Ein perfekter kleiner Bub. Eingewickelt in einen Plastiksack. Seine Haut vom Gift Rivanol kränklich gelb. Die eigentliche Prozedur hat er noch überlebt. Instinktive Lebensgier, er kämpft und trotzt dem Tod. Dann wird er in ein anderes Zimmer gebracht, dunkel und kalt. Er wird nicht zugedeckt, bekommt nichts zu trinken und seine Schreie verhallen minuten-, stundenlang ungehört. Bis die Kräfte erschöpft sind. Bis die kleine Seele nicht mehr kann.

Jeder, der diese Bilder sieht, denkt an Babys, nicht an Föten. Jeder, der diese Bilder sieht, denkt an Tod und Schmerz, nicht an Frauenrechte. Jeder, der diese Bilder sieht, denkt an nie stattfindende Geburtstagsfeiern und Abschlussbälle, nicht an verpasste Karrierechancen eines Frauendaseins. Diese Bilder neben Zeugenaussagen der Mitarbeiter und Patientinnen könnten nicht nur die Praxis der Spätabtreibungen, sondern die bis dato akzeptierten Sprachkonventionen in Gefahr bringen. Abtreiben oder töten, Bauch oder Gebärmutter, Fötus oder Baby, Frauenrechte oder Menschenrechte … könnten sie, wenn darüber berichtet würde. Das wird aber nicht geschehen, denn es steht nicht mehr und nicht weniger als die Oberhoheit über die Begrifflichkeiten in der Abtreibungsdebatte auf dem Spiel und damit die Legitimität der Abtreibung per se.

Für mich persönlich war schon lange vor dem Gosnell-Fall klar, dass ich mir immer die falschen Fragen gestellt habe. Es geht hier nicht ausschließlich um meine Rechte als Frau. Ich habe die Entscheidungshoheit über meinen Körper. Eine Schwangerschaft passiert ja nicht ohne mein Zutun, also habe ich im Wissen um die Folgen meines Handelns auch die Konsequenzen zu tragen. Eine mögliche Konsequenz ist neues Leben, eine einmalige DNA und damit das gesamte, unvorhersehbare Spektrum zukünftigen Seins und Schaffens, ausgestattet mit Menschenwürde und Menschenrechten. Diese Rechte, die ich selbst auch besitze und die mir nicht durch demokratische Entscheide, royale Erlässe oder wissenschaftliche Erkenntnisse zugesprochen wurden, sondern mir als Individuum innewohnen, besitzt auch das Menschlein in meinem Körper. Das Recht auf Leben ist höher einzustufen als das Recht auf Entscheidungshoheit über den eigenen Körper.
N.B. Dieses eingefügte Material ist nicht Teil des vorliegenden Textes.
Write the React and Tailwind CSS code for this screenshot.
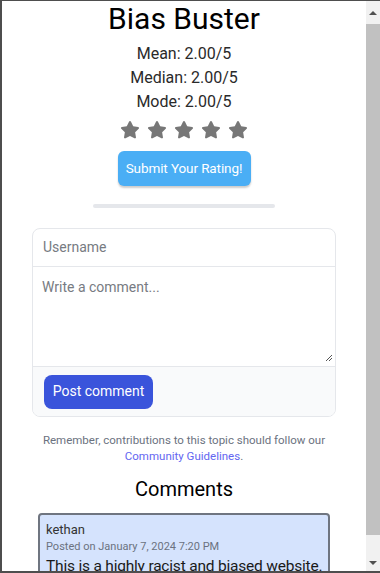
import React from "react";

const font = { fontFamily: "Roboto, 'Liberation Sans', sans-serif" };

function Star() {
  return (
    <svg width="22" height="22" viewBox="0 0 24 24" className="fill-[#777777]">
      <path d="M12 2.2c.5 0 .9.3 1.1.7l2.4 5 5.4.8c.9.1 1.3 1.3.6 1.9l-3.9 3.9.9 5.4c.2.9-.8 1.6-1.6 1.2L12 18.5l-4.9 2.6c-.8.4-1.8-.3-1.6-1.2l.9-5.4-3.9-3.9c-.7-.6-.3-1.8.6-1.9l5.4-.8 2.4-5c.2-.4.6-.7 1.1-.7z" />
    </svg>
  );
}

function Scrollbar() {
  return (
    <div className="w-[14px] shrink-0 flex flex-col bg-[#f1f1f1]">
      <div className="h-[23px] shrink-0 flex items-center justify-center">
        <div className="w-0 h-0 border-l-[4px] border-r-[4px] border-b-[4px] border-l-transparent border-r-transparent border-b-[#505050]" />
      </div>
      <div className="h-[511px] shrink-0 bg-[#c1c1c1]" />
      <div className="flex-1 flex items-end justify-center pb-[6px]">
        <div className="w-0 h-0 border-l-[4px] border-r-[4px] border-t-[4px] border-l-transparent border-r-transparent border-t-[#505050]" />
      </div>
    </div>
  );
}

export default function App() {
  return (
    <div
      className="w-[380px] h-[573px] overflow-hidden flex border-t border-l-2 border-b-2 border-[#4e4e4e] bg-white"
      style={font}
    >
      <div className="flex-1 overflow-hidden bg-white flex flex-col items-center text-[#1a1a1a] *:shrink-0">
        {/* HEADER */}
        <h1 className="text-[30px] leading-[36px] font-normal text-black">Bias Buster</h1>
        <div className="mt-[5px] flex flex-col items-center text-[16px] leading-[24px] text-[#2a2a2a]">
          <p>Mean: 2.00/5</p>
          <p>Median: 2.00/5</p>
          <p>Mode: 2.00/5</p>
        </div>

        {/* STARS */}
        <div className="mt-[5px] flex gap-[5px]">
          <Star />
          <Star />
          <Star />
          <Star />
          <Star />
        </div>

        <button className="mt-[10px] w-[133px] h-[35px] rounded-[6px] bg-[#4aaef5] text-white text-[13.5px] tracking-[-0.1px] shadow-[0_2px_2px_rgba(0,0,0,0.2)]">
          Submit Your Rating!
        </button>

        <div className="mt-[18px] w-[182px] h-[4px] rounded-full bg-[#e5e7eb]" />

        {/* FORM */}
        <div className="mt-[20px] w-[304px] rounded-[8px] border border-[#e5e7eb] overflow-hidden">
          <div className="h-[38px] flex items-center px-[10px] border-b border-[#e5e7eb] text-[14px] text-[#777b82]">
            Username
          </div>
          <div className="relative h-[99px] px-[9px] pt-[10px] text-[14px] text-[#777b82]">
            Write a comment...
            <svg width="8" height="8" viewBox="0 0 8 8" className="absolute right-[2px] bottom-[4px] stroke-[#555]">
              <line x1="1" y1="7" x2="7" y2="1" strokeWidth="1" />
              <line x1="4" y1="7" x2="7" y2="4" strokeWidth="1" />
            </svg>
          </div>
          <div className="h-[50px] bg-[#f9fafb] border-t border-[#e5e7eb] px-[11px] flex items-center">
            <button className="w-[109px] h-[34px] rounded-[8px] bg-[#3a54db] text-white text-[14px]">
              Post comment
            </button>
          </div>
        </div>

        <p className="mt-[15px] text-center text-[11.5px] leading-[16px] text-[#6b7280]">
          Remember, contributions to this topic should follow our
          <br />
          <span className="text-[#6366f1]">Community Guidelines</span>.
        </p>

        <h2 className="mt-[11px] text-[20px] leading-[28px] text-black">Comments</h2>

        {/* COMMENT */}
        <div className="mt-[10px] w-[292px] rounded-[4px] border-2 border-[#6f7580] bg-[#d5e3fd] px-[6px] pt-[6px] pb-2">
          <p className="text-[13px] leading-[18px] text-[#333]">kethan</p>
          <p className="text-[11px] leading-[16px] text-[#6b7280]">Posted on January 7, 2024 7:20 PM</p>
          <p className="text-[15.5px] leading-[22px] tracking-[-0.2px] whitespace-nowrap text-[#1a1a1a]">
            This is a highly racist and biased website.
          </p>
        </div>
      </div>
      <Scrollbar />
    </div>
  );
}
Die fortschreitende Technik (Überlebensfähigkeit der Babys außerhalb des Mutterleibes) wird es in Zukunft unmöglich machen, uns weiterhin vor der dringlichsten ethischen Frage zu verstecken: Wie schützen wir die Allerschwächsten unserer Gesellschaft, denen das pure Lebensrecht aus Mangel an elterlicher (vor allem mütterlicher) Liebe und Schutz abgesprochen wird? Vielleicht, indem als erster Schritt über die nicht zu duldenden, kriminellen Vorfälle in der Abtreibungspraxis genauso intensiv berichtet wird wie über andere Verbrechen.

Agnes Piller ist selbständige Bautechnikerin in Wien.